* TASK GOAL
From the records below, copy every line that contains the word "screenshot".
# START OF EXERCISE INPUT
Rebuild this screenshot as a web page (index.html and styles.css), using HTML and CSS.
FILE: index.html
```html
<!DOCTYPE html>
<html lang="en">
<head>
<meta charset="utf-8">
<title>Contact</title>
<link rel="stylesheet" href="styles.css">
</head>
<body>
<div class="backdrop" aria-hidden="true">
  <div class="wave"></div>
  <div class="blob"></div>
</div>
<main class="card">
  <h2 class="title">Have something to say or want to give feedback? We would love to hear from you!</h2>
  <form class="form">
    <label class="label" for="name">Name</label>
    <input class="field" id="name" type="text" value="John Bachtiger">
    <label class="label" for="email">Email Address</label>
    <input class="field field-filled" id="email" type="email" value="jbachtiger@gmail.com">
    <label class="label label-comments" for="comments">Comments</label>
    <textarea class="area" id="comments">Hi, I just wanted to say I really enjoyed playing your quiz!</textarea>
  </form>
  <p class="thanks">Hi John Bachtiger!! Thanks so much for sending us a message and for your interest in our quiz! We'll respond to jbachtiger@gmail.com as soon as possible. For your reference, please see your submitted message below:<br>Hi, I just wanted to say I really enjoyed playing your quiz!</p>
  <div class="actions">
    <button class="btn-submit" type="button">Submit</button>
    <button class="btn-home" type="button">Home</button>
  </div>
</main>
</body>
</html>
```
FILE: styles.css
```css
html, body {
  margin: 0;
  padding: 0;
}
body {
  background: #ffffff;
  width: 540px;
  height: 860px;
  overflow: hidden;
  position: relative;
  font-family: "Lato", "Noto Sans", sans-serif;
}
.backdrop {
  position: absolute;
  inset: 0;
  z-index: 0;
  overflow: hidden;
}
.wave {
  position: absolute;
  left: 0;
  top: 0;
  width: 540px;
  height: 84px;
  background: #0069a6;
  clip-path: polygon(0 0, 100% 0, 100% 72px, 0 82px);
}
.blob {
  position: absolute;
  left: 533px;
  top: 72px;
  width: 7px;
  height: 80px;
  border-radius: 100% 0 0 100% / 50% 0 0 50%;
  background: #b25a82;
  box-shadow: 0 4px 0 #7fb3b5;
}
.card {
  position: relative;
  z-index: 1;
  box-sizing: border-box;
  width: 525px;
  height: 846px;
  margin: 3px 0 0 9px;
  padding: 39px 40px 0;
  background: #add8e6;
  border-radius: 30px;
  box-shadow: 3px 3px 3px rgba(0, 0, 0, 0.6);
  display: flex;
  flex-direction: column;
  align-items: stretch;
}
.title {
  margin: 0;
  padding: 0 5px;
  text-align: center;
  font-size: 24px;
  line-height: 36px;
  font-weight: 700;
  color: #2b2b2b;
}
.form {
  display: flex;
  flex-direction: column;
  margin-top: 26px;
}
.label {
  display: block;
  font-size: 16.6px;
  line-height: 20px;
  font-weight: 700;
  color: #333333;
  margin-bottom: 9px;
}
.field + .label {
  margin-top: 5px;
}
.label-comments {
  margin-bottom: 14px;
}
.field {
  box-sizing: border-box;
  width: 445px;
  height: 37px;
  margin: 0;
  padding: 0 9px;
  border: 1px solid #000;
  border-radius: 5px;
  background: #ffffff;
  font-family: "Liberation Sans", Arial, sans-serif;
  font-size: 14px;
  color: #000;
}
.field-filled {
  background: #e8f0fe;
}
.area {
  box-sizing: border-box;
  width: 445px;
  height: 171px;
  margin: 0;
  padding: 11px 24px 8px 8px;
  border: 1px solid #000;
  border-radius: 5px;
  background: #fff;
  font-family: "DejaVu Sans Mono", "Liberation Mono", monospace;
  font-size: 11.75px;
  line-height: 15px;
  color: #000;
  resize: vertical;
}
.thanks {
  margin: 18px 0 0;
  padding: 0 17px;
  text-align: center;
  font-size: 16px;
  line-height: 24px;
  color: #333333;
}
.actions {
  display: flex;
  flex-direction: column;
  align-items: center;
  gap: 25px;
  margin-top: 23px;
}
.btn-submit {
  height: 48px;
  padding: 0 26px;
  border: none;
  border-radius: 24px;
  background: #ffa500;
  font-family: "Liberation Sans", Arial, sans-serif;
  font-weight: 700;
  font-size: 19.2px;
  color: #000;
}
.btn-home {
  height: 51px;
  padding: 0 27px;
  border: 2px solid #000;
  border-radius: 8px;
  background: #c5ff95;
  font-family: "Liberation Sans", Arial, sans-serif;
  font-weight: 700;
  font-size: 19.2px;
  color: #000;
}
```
# END OF EXERCISE INPUT
# START OF EXERCISE INPUT
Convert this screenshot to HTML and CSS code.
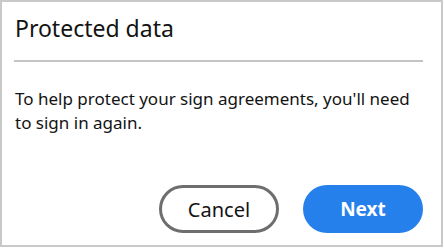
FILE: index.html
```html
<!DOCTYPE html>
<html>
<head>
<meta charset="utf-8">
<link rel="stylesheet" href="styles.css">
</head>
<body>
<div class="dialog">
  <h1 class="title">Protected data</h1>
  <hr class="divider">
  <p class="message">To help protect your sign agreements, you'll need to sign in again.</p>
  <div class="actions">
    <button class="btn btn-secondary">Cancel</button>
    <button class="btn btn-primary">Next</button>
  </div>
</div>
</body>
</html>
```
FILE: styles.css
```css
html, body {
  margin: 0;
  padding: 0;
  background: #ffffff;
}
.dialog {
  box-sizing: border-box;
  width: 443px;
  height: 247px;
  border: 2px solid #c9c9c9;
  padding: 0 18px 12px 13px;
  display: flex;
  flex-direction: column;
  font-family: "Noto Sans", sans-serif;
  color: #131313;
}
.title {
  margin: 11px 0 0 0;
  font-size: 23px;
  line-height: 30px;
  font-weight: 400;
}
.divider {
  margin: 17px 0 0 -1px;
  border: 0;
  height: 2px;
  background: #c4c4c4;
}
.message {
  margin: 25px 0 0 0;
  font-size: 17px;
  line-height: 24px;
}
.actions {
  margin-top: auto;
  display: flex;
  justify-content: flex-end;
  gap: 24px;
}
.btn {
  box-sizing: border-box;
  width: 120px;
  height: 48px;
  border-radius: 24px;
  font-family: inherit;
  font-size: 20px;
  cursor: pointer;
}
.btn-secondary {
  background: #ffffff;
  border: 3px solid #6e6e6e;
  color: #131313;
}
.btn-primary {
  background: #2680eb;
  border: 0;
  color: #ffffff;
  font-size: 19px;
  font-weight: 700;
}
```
# END OF EXERCISE INPUT
* RESULT OF THIS TASK
Rebuild this screenshot as a web page (index.html and styles.css), using HTML and CSS.
Convert this screenshot to HTML and CSS code.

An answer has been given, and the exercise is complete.